_Exercise aim_
Without including any pictures, write out the listing below exactly.

_Data shown_
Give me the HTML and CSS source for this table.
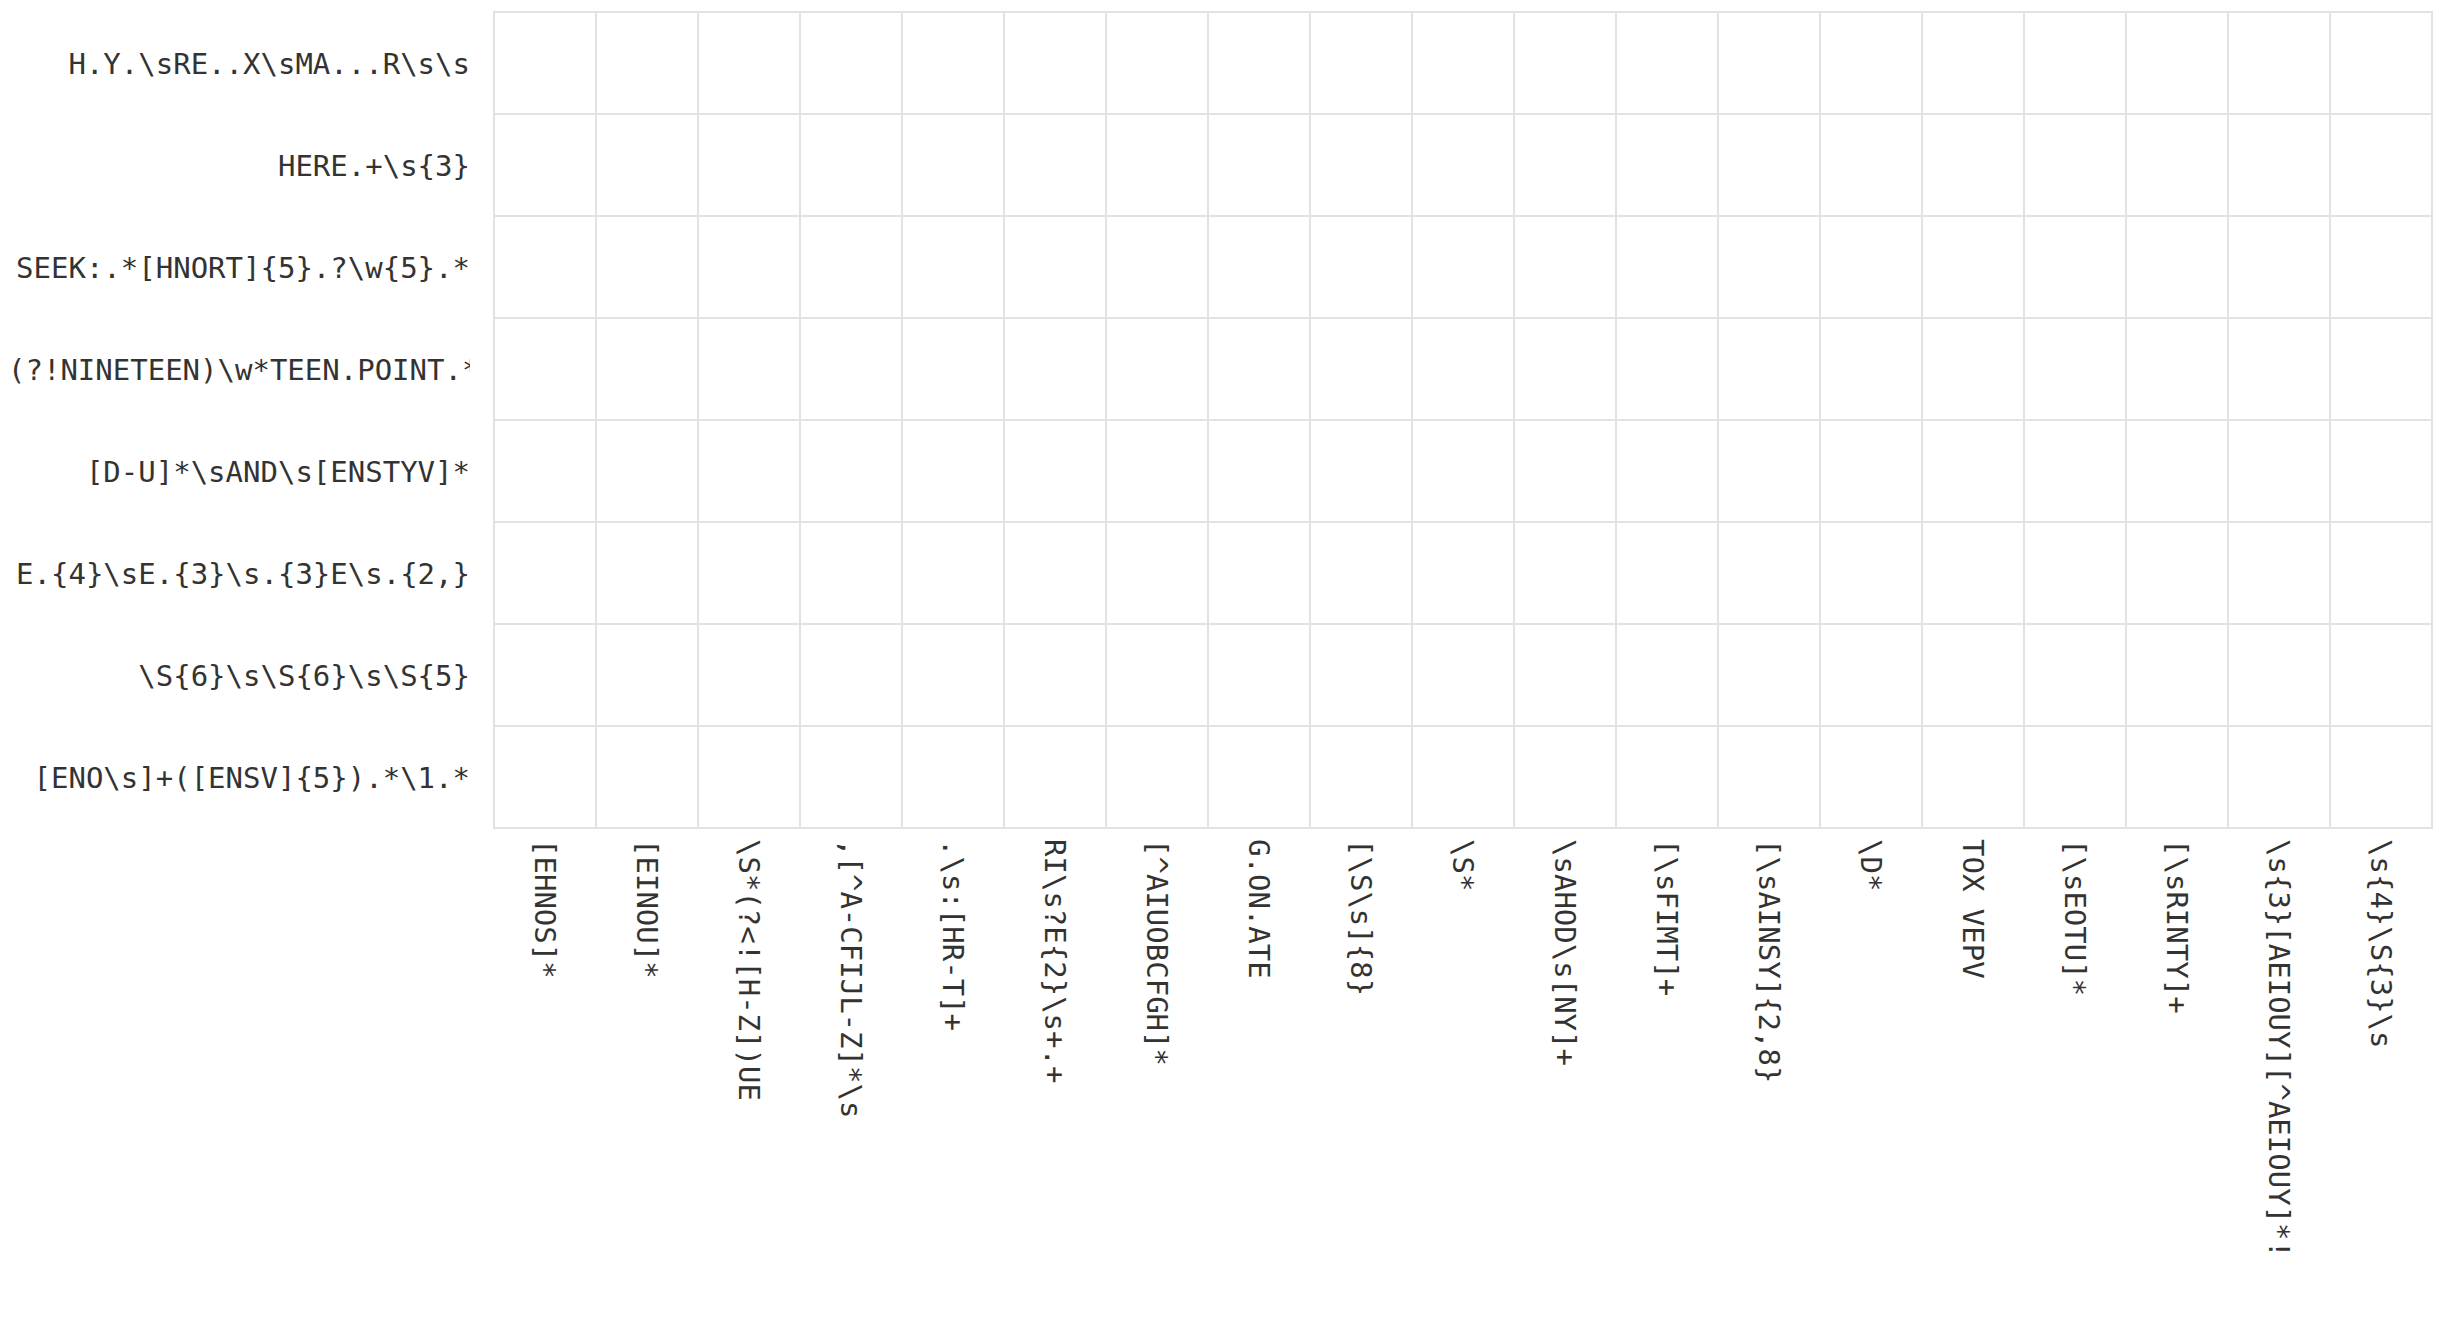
FILE: index.html
```html
<!DOCTYPE html>
<html>
<head>
<meta charset="utf-8">
<link rel="stylesheet" href="styles.css">
</head>
<body>
<div class="puzzle">
  <div class="top">
    <div class="row-labels">
      <div class="row-label">H.Y.\sRE..X\sMA...R\s\s</div>
      <div class="row-label">HERE.+\s{3}</div>
      <div class="row-label">SEEK:.*[HNORT]{5}.?\w{5}.*</div>
      <div class="row-label">(?!NINETEEN)\w*TEEN.POINT.*</div>
      <div class="row-label">[D-U]*\sAND\s[ENSTYV]*</div>
      <div class="row-label">E.{4}\sE.{3}\s.{3}E\s.{2,}</div>
      <div class="row-label">\S{6}\s\S{6}\s\S{5}</div>
      <div class="row-label">[ENO\s]+([ENSV]{5}).*\1.*</div>
    </div>
    <div class="board" id="board"></div>
  </div>
  <div class="bottom">
    <div class="spacer"></div>
    <div class="col-labels">
      <div class="col-label"><span class="vtext">[EHNOS]*</span></div>
      <div class="col-label"><span class="vtext">[EINOU]*</span></div>
      <div class="col-label"><span class="vtext">\S*(?&lt;![H-Z])UE</span></div>
      <div class="col-label"><span class="vtext">,[^A-CFIJL-Z]*\s</span></div>
      <div class="col-label"><span class="vtext">.\s:[HR-T]+</span></div>
      <div class="col-label"><span class="vtext">RI\s?E{2}\s+.+</span></div>
      <div class="col-label"><span class="vtext">[^AIUOBCFGH]*</span></div>
      <div class="col-label"><span class="vtext">G.ON.ATE</span></div>
      <div class="col-label"><span class="vtext">[\S\s]{8}</span></div>
      <div class="col-label"><span class="vtext">\S*</span></div>
      <div class="col-label"><span class="vtext">\sAHOD\s[NY]+</span></div>
      <div class="col-label"><span class="vtext">[\sFIMT]+</span></div>
      <div class="col-label"><span class="vtext">[\sAINSY]{2,8}</span></div>
      <div class="col-label"><span class="vtext">\D*</span></div>
      <div class="col-label"><span class="vtext">TOX VEPV</span></div>
      <div class="col-label"><span class="vtext">[\sEOTU]*</span></div>
      <div class="col-label"><span class="vtext">[\sRINTY]+</span></div>
      <div class="col-label"><span class="vtext">\s{3}[AEIOUY][^AEIOUY]*!</span></div>
      <div class="col-label"><span class="vtext">\s{4}\S{3}\s</span></div>
    </div>
  </div>
</div>
<script>
  var b = document.getElementById('board');
  for (var i = 0; i < 8 * 19; i++) {
    var c = document.createElement('div');
    c.className = 'cell';
    b.appendChild(c);
  }
</script>
</body>
</html>
```
FILE: styles.css
```css
html, body {
  margin: 0;
  padding: 0;
  background: #ffffff;
}

body {
  font-family: "DejaVu Sans Mono", "Liberation Mono", monospace;
  font-size: 29px;
  color: #333333;
}

.puzzle {
  padding: 11px 0 0 8px;
}

.top {
  display: flex;
  align-items: flex-start;
}

.row-labels {
  width: 462px;
  flex: none;
  margin-right: 23px;
  display: flex;
  flex-direction: column;
  padding-top: 2px;
}

.row-label {
  height: 102px;
  line-height: 102px;
  text-align: right;
  white-space: nowrap;
  overflow: hidden;
}

.board {
  flex: none;
  display: grid;
  grid-template-columns: repeat(19, 102px);
  grid-template-rows: repeat(8, 102px);
  border-top: 2px solid #e2e2e2;
  border-left: 2px solid #e2e2e2;
}

.cell {
  border-right: 2px solid #e2e2e2;
  border-bottom: 2px solid #e2e2e2;
}

.bottom {
  display: flex;
  align-items: flex-start;
}

.spacer {
  width: 486px;
  flex: none;
}

.col-labels {
  display: flex;
  padding-top: 10px;
}

.col-label {
  width: 102px;
  flex: none;
  display: flex;
  justify-content: center;
  align-items: flex-start;
}

.vtext {
  writing-mode: vertical-rl;
  white-space: nowrap;
  line-height: 1.2;
}
```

_Exercise answer_
Give me the HTML and CSS source for this table.
FILE: index.html
```html
<!DOCTYPE html>
<html>
<head>
<meta charset="utf-8">
<link rel="stylesheet" href="styles.css">
</head>
<body>
<div class="puzzle">
  <div class="top">
    <div class="row-labels">
      <div class="row-label">H.Y.\sRE..X\sMA...R\s\s</div>
      <div class="row-label">HERE.+\s{3}</div>
      <div class="row-label">SEEK:.*[HNORT]{5}.?\w{5}.*</div>
      <div class="row-label">(?!NINETEEN)\w*TEEN.POINT.*</div>
      <div class="row-label">[D-U]*\sAND\s[ENSTYV]*</div>
      <div class="row-label">E.{4}\sE.{3}\s.{3}E\s.{2,}</div>
      <div class="row-label">\S{6}\s\S{6}\s\S{5}</div>
      <div class="row-label">[ENO\s]+([ENSV]{5}).*\1.*</div>
    </div>
    <div class="board" id="board"></div>
  </div>
  <div class="bottom">
    <div class="spacer"></div>
    <div class="col-labels">
      <div class="col-label"><span class="vtext">[EHNOS]*</span></div>
      <div class="col-label"><span class="vtext">[EINOU]*</span></div>
      <div class="col-label"><span class="vtext">\S*(?&lt;![H-Z])UE</span></div>
      <div class="col-label"><span class="vtext">,[^A-CFIJL-Z]*\s</span></div>
      <div class="col-label"><span class="vtext">.\s:[HR-T]+</span></div>
      <div class="col-label"><span class="vtext">RI\s?E{2}\s+.+</span></div>
      <div class="col-label"><span class="vtext">[^AIUOBCFGH]*</span></div>
      <div class="col-label"><span class="vtext">G.ON.ATE</span></div>
      <div class="col-label"><span class="vtext">[\S\s]{8}</span></div>
      <div class="col-label"><span class="vtext">\S*</span></div>
      <div class="col-label"><span class="vtext">\sAHOD\s[NY]+</span></div>
      <div class="col-label"><span class="vtext">[\sFIMT]+</span></div>
      <div class="col-label"><span class="vtext">[\sAINSY]{2,8}</span></div>
      <div class="col-label"><span class="vtext">\D*</span></div>
      <div class="col-label"><span class="vtext">TOX VEPV</span></div>
      <div class="col-label"><span class="vtext">[\sEOTU]*</span></div>
      <div class="col-label"><span class="vtext">[\sRINTY]+</span></div>
      <div class="col-label"><span class="vtext">\s{3}[AEIOUY][^AEIOUY]*!</span></div>
      <div class="col-label"><span class="vtext">\s{4}\S{3}\s</span></div>
    </div>
  </div>
</div>
<script>
  var b = document.getElementById('board');
  for (var i = 0; i < 8 * 19; i++) {
    var c = document.createElement('div');
    c.className = 'cell';
    b.appendChild(c);
  }
</script>
</body>
</html>
```
FILE: styles.css
```css
html, body {
  margin: 0;
  padding: 0;
  background: #ffffff;
}

body {
  font-family: "DejaVu Sans Mono", "Liberation Mono", monospace;
  font-size: 29px;
  color: #333333;
}

.puzzle {
  padding: 11px 0 0 8px;
}

.top {
  display: flex;
  align-items: flex-start;
}

.row-labels {
  width: 462px;
  flex: none;
  margin-right: 23px;
  display: flex;
  flex-direction: column;
  padding-top: 2px;
}

.row-label {
  height: 102px;
  line-height: 102px;
  text-align: right;
  white-space: nowrap;
  overflow: hidden;
}

.board {
  flex: none;
  display: grid;
  grid-template-columns: repeat(19, 102px);
  grid-template-rows: repeat(8, 102px);
  border-top: 2px solid #e2e2e2;
  border-left: 2px solid #e2e2e2;
}

.cell {
  border-right: 2px solid #e2e2e2;
  border-bottom: 2px solid #e2e2e2;
}

.bottom {
  display: flex;
  align-items: flex-start;
}

.spacer {
  width: 486px;
  flex: none;
}

.col-labels {
  display: flex;
  padding-top: 10px;
}

.col-label {
  width: 102px;
  flex: none;
  display: flex;
  justify-content: center;
  align-items: flex-start;
}

.vtext {
  writing-mode: vertical-rl;
  white-space: nowrap;
  line-height: 1.2;
}
```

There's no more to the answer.